— Start —

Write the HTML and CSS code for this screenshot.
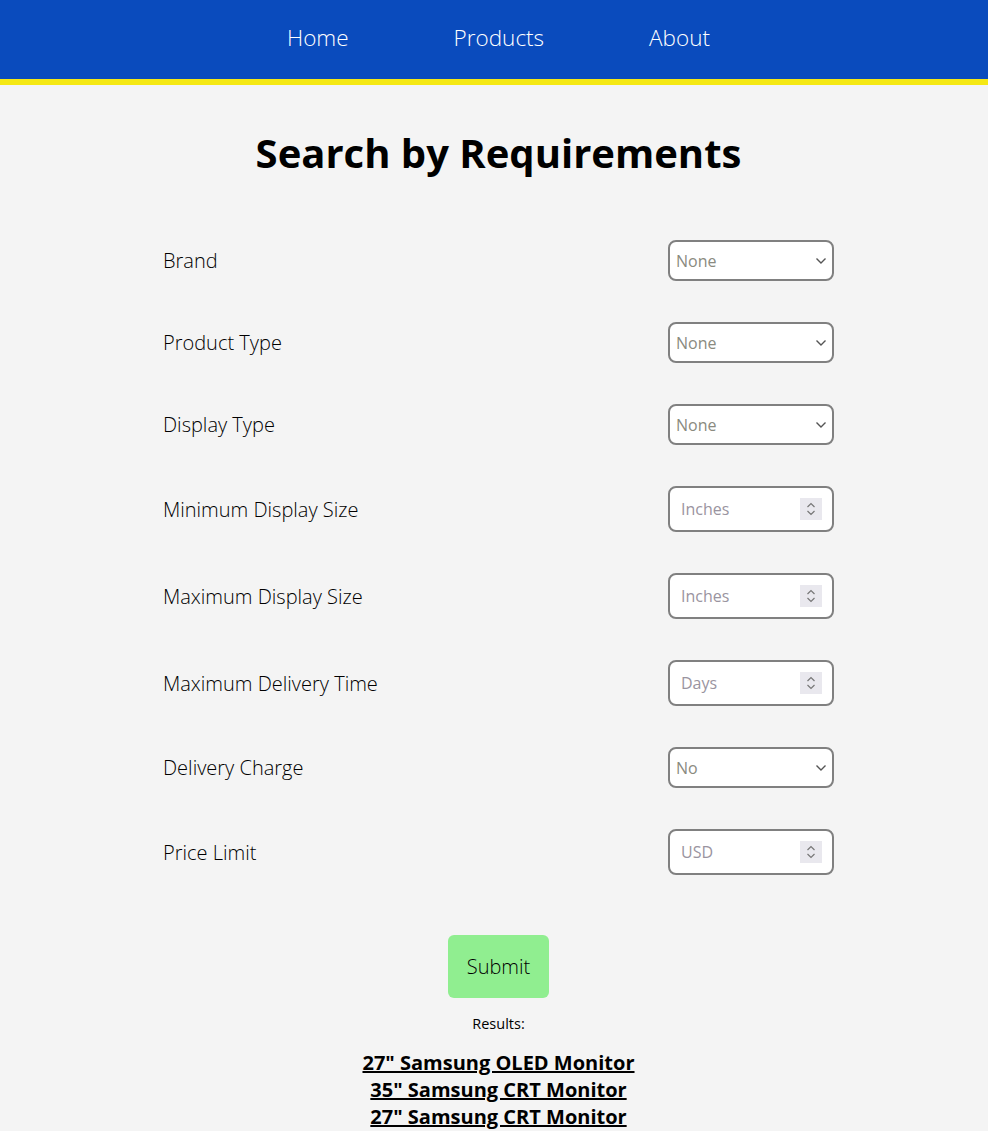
FILE: index.html
```html
<!DOCTYPE html>
<html lang="en">
<head>
<meta charset="utf-8">
<title>Search by Requirements</title>
<link rel="stylesheet" href="styles.css">
</head>
<body>
<nav class="nav">
  <a class="nav-link" href="#">Home</a>
  <a class="nav-link" href="#">Products</a>
  <a class="nav-link" href="#">About</a>
</nav>
<main class="main">
  <h1 class="title">Search by Requirements</h1>
  <form class="form">
    <div class="row">
      <label class="label" for="brand">Brand</label>
      <span class="control">
        <select class="field select" id="brand"><option>None</option></select>
        <svg class="chevron" width="12" height="8" viewBox="0 0 12 8"><path d="M1.5 1.5 L6 6 L10.5 1.5" fill="none" stroke="#555" stroke-width="1.4"/></svg>
      </span>
    </div>
    <div class="row">
      <label class="label" for="ptype">Product Type</label>
      <span class="control">
        <select class="field select" id="ptype"><option>None</option></select>
        <svg class="chevron" width="12" height="8" viewBox="0 0 12 8"><path d="M1.5 1.5 L6 6 L10.5 1.5" fill="none" stroke="#555" stroke-width="1.4"/></svg>
      </span>
    </div>
    <div class="row">
      <label class="label" for="dtype">Display Type</label>
      <span class="control">
        <select class="field select" id="dtype"><option>None</option></select>
        <svg class="chevron" width="12" height="8" viewBox="0 0 12 8"><path d="M1.5 1.5 L6 6 L10.5 1.5" fill="none" stroke="#555" stroke-width="1.4"/></svg>
      </span>
    </div>
    <div class="row">
      <label class="label" for="mins">Minimum Display Size</label>
      <span class="control">
        <input class="field number" id="mins" type="number" placeholder="Inches">
        <span class="spinner"><svg width="10" height="16" viewBox="0 0 10 16"><path d="M1.5 6 L5 2.5 L8.5 6 M1.5 10 L5 13.5 L8.5 10" fill="none" stroke="#777" stroke-width="1.2"/></svg></span>
      </span>
    </div>
    <div class="row">
      <label class="label" for="maxs">Maximum Display Size</label>
      <span class="control">
        <input class="field number" id="maxs" type="number" placeholder="Inches">
        <span class="spinner"><svg width="10" height="16" viewBox="0 0 10 16"><path d="M1.5 6 L5 2.5 L8.5 6 M1.5 10 L5 13.5 L8.5 10" fill="none" stroke="#777" stroke-width="1.2"/></svg></span>
      </span>
    </div>
    <div class="row">
      <label class="label" for="days">Maximum Delivery Time</label>
      <span class="control">
        <input class="field number" id="days" type="number" placeholder="Days">
        <span class="spinner"><svg width="10" height="16" viewBox="0 0 10 16"><path d="M1.5 6 L5 2.5 L8.5 6 M1.5 10 L5 13.5 L8.5 10" fill="none" stroke="#777" stroke-width="1.2"/></svg></span>
      </span>
    </div>
    <div class="row">
      <label class="label" for="charge">Delivery Charge</label>
      <span class="control">
        <select class="field select" id="charge"><option>No</option></select>
        <svg class="chevron" width="12" height="8" viewBox="0 0 12 8"><path d="M1.5 1.5 L6 6 L10.5 1.5" fill="none" stroke="#555" stroke-width="1.4"/></svg>
      </span>
    </div>
    <div class="row">
      <label class="label" for="price">Price Limit</label>
      <span class="control">
        <input class="field number" id="price" type="number" placeholder="USD">
        <span class="spinner"><svg width="10" height="16" viewBox="0 0 10 16"><path d="M1.5 6 L5 2.5 L8.5 6 M1.5 10 L5 13.5 L8.5 10" fill="none" stroke="#777" stroke-width="1.2"/></svg></span>
      </span>
    </div>
    <div class="actions">
      <button class="submit" type="button">Submit</button>
    </div>
  </form>
  <p class="results-label">Results:</p>
  <div class="results">
    <a class="result" href="#">27" Samsung OLED Monitor</a>
    <a class="result" href="#">35" Samsung CRT Monitor</a>
    <a class="result" href="#">27" Samsung CRT Monitor</a>
  </div>
</main>
</body>
</html>
```
FILE: styles.css
```css
* { box-sizing: border-box; }
html, body { margin: 0; padding: 0; }
body {
  background: #f4f4f4;
  font-family: "Open Sans", "Liberation Sans", sans-serif;
  color: #000;
}
.nav {
  height: 85px;
  background: #0a4bbd;
  border-bottom: 6px solid #f5e814;
  display: flex;
  justify-content: center;
  align-items: center;
  gap: 105px;
  padding: 0 0 4px 9px;
}
.nav-link {
  color: #fff;
  text-decoration: none;
  font-size: 22.5px;
  font-weight: 300;
}
.main {
  display: flex;
  flex-direction: column;
  align-items: center;
  padding-left: 9px;
}
.title {
  margin: 26px 0 0;
  font-size: 40px;
  font-weight: 700;
  line-height: 84px;
}
.form {
  width: 671px;
  margin-top: 45px;
  display: flex;
  flex-direction: column;
  gap: 41px;
}
.row {
  display: flex;
  justify-content: space-between;
  align-items: center;
}
.label {
  font-size: 20px;
  font-weight: 300;
  color: #000;
}
.control {
  position: relative;
  display: block;
  width: 166px;
}
.field {
  display: block;
  width: 166px;
  border: 2px solid #808080;
  border-radius: 8px;
  background: #fff;
  font-family: "Open Sans", "Liberation Sans", sans-serif;
  font-size: 16px;
  outline: none;
}
.select {
  height: 41px;
  padding: 0 2px 0 6px;
  color: #8a8a80;
  appearance: none;
  -webkit-appearance: none;
}
.chevron {
  position: absolute;
  right: 7px;
  top: 17px;
  pointer-events: none;
}
.number {
  height: 46px;
  padding: 0 10px 0 11px;
  appearance: textfield;
  -moz-appearance: textfield;
}
.number::-webkit-inner-spin-button,
.number::-webkit-outer-spin-button {
  -webkit-appearance: none;
  margin: 0;
}
.number::placeholder { color: #9a94a0; }
.spinner {
  position: absolute;
  right: 12px;
  top: 12px;
  width: 22px;
  height: 22px;
  background: #e9e8ee;
  display: flex;
  align-items: center;
  justify-content: center;
  pointer-events: none;
}
.actions {
  display: flex;
  justify-content: center;
  margin-top: 19px;
}
.submit {
  width: 101px;
  height: 63px;
  background: #90ee90;
  border: none;
  border-radius: 6px;
  font-family: "Open Sans", "Liberation Sans", sans-serif;
  font-size: 20px;
  font-weight: 300;
  color: #000;
}
.results-label {
  margin: 16px 0 0;
  font-size: 14.5px;
}
.results {
  display: flex;
  flex-direction: column;
  align-items: center;
  margin-top: 16px;
}
.result {
  color: #000;
  font-weight: 700;
  font-size: 20px;
  line-height: 27px;
  text-decoration: underline;
}
```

— End —

WRITTEN EXERCISE
Transcribe the full listing above exactly, with the images removed.

WRITTEN ANSWER
Write the HTML and CSS code for this screenshot.
FILE: index.html
```html
<!DOCTYPE html>
<html lang="en">
<head>
<meta charset="utf-8">
<title>Search by Requirements</title>
<link rel="stylesheet" href="styles.css">
</head>
<body>
<nav class="nav">
  <a class="nav-link" href="#">Home</a>
  <a class="nav-link" href="#">Products</a>
  <a class="nav-link" href="#">About</a>
</nav>
<main class="main">
  <h1 class="title">Search by Requirements</h1>
  <form class="form">
    <div class="row">
      <label class="label" for="brand">Brand</label>
      <span class="control">
        <select class="field select" id="brand"><option>None</option></select>
        <svg class="chevron" width="12" height="8" viewBox="0 0 12 8"><path d="M1.5 1.5 L6 6 L10.5 1.5" fill="none" stroke="#555" stroke-width="1.4"/></svg>
      </span>
    </div>
    <div class="row">
      <label class="label" for="ptype">Product Type</label>
      <span class="control">
        <select class="field select" id="ptype"><option>None</option></select>
        <svg class="chevron" width="12" height="8" viewBox="0 0 12 8"><path d="M1.5 1.5 L6 6 L10.5 1.5" fill="none" stroke="#555" stroke-width="1.4"/></svg>
      </span>
    </div>
    <div class="row">
      <label class="label" for="dtype">Display Type</label>
      <span class="control">
        <select class="field select" id="dtype"><option>None</option></select>
        <svg class="chevron" width="12" height="8" viewBox="0 0 12 8"><path d="M1.5 1.5 L6 6 L10.5 1.5" fill="none" stroke="#555" stroke-width="1.4"/></svg>
      </span>
    </div>
    <div class="row">
      <label class="label" for="mins">Minimum Display Size</label>
      <span class="control">
        <input class="field number" id="mins" type="number" placeholder="Inches">
        <span class="spinner"><svg width="10" height="16" viewBox="0 0 10 16"><path d="M1.5 6 L5 2.5 L8.5 6 M1.5 10 L5 13.5 L8.5 10" fill="none" stroke="#777" stroke-width="1.2"/></svg></span>
      </span>
    </div>
    <div class="row">
      <label class="label" for="maxs">Maximum Display Size</label>
      <span class="control">
        <input class="field number" id="maxs" type="number" placeholder="Inches">
        <span class="spinner"><svg width="10" height="16" viewBox="0 0 10 16"><path d="M1.5 6 L5 2.5 L8.5 6 M1.5 10 L5 13.5 L8.5 10" fill="none" stroke="#777" stroke-width="1.2"/></svg></span>
      </span>
    </div>
    <div class="row">
      <label class="label" for="days">Maximum Delivery Time</label>
      <span class="control">
        <input class="field number" id="days" type="number" placeholder="Days">
        <span class="spinner"><svg width="10" height="16" viewBox="0 0 10 16"><path d="M1.5 6 L5 2.5 L8.5 6 M1.5 10 L5 13.5 L8.5 10" fill="none" stroke="#777" stroke-width="1.2"/></svg></span>
      </span>
    </div>
    <div class="row">
      <label class="label" for="charge">Delivery Charge</label>
      <span class="control">
        <select class="field select" id="charge"><option>No</option></select>
        <svg class="chevron" width="12" height="8" viewBox="0 0 12 8"><path d="M1.5 1.5 L6 6 L10.5 1.5" fill="none" stroke="#555" stroke-width="1.4"/></svg>
      </span>
    </div>
    <div class="row">
      <label class="label" for="price">Price Limit</label>
      <span class="control">
        <input class="field number" id="price" type="number" placeholder="USD">
        <span class="spinner"><svg width="10" height="16" viewBox="0 0 10 16"><path d="M1.5 6 L5 2.5 L8.5 6 M1.5 10 L5 13.5 L8.5 10" fill="none" stroke="#777" stroke-width="1.2"/></svg></span>
      </span>
    </div>
    <div class="actions">
      <button class="submit" type="button">Submit</button>
    </div>
  </form>
  <p class="results-label">Results:</p>
  <div class="results">
    <a class="result" href="#">27" Samsung OLED Monitor</a>
    <a class="result" href="#">35" Samsung CRT Monitor</a>
    <a class="result" href="#">27" Samsung CRT Monitor</a>
  </div>
</main>
</body>
</html>
```
FILE: styles.css
```css
* { box-sizing: border-box; }
html, body { margin: 0; padding: 0; }
body {
  background: #f4f4f4;
  font-family: "Open Sans", "Liberation Sans", sans-serif;
  color: #000;
}
.nav {
  height: 85px;
  background: #0a4bbd;
  border-bottom: 6px solid #f5e814;
  display: flex;
  justify-content: center;
  align-items: center;
  gap: 105px;
  padding: 0 0 4px 9px;
}
.nav-link {
  color: #fff;
  text-decoration: none;
  font-size: 22.5px;
  font-weight: 300;
}
.main {
  display: flex;
  flex-direction: column;
  align-items: center;
  padding-left: 9px;
}
.title {
  margin: 26px 0 0;
  font-size: 40px;
  font-weight: 700;
  line-height: 84px;
}
.form {
  width: 671px;
  margin-top: 45px;
  display: flex;
  flex-direction: column;
  gap: 41px;
}
.row {
  display: flex;
  justify-content: space-between;
  align-items: center;
}
.label {
  font-size: 20px;
  font-weight: 300;
  color: #000;
}
.control {
  position: relative;
  display: block;
  width: 166px;
}
.field {
  display: block;
  width: 166px;
  border: 2px solid #808080;
  border-radius: 8px;
  background: #fff;
  font-family: "Open Sans", "Liberation Sans", sans-serif;
  font-size: 16px;
  outline: none;
}
.select {
  height: 41px;
  padding: 0 2px 0 6px;
  color: #8a8a80;
  appearance: none;
  -webkit-appearance: none;
}
.chevron {
  position: absolute;
  right: 7px;
  top: 17px;
  pointer-events: none;
}
.number {
  height: 46px;
  padding: 0 10px 0 11px;
  appearance: textfield;
  -moz-appearance: textfield;
}
.number::-webkit-inner-spin-button,
.number::-webkit-outer-spin-button {
  -webkit-appearance: none;
  margin: 0;
}
.number::placeholder { color: #9a94a0; }
.spinner {
  position: absolute;
  right: 12px;
  top: 12px;
  width: 22px;
  height: 22px;
  background: #e9e8ee;
  display: flex;
  align-items: center;
  justify-content: center;
  pointer-events: none;
}
.actions {
  display: flex;
  justify-content: center;
  margin-top: 19px;
}
.submit {
  width: 101px;
  height: 63px;
  background: #90ee90;
  border: none;
  border-radius: 6px;
  font-family: "Open Sans", "Liberation Sans", sans-serif;
  font-size: 20px;
  font-weight: 300;
  color: #000;
}
.results-label {
  margin: 16px 0 0;
  font-size: 14.5px;
}
.results {
  display: flex;
  flex-direction: column;
  align-items: center;
  margin-top: 16px;
}
.result {
  color: #000;
  font-weight: 700;
  font-size: 20px;
  line-height: 27px;
  text-decoration: underline;
}
```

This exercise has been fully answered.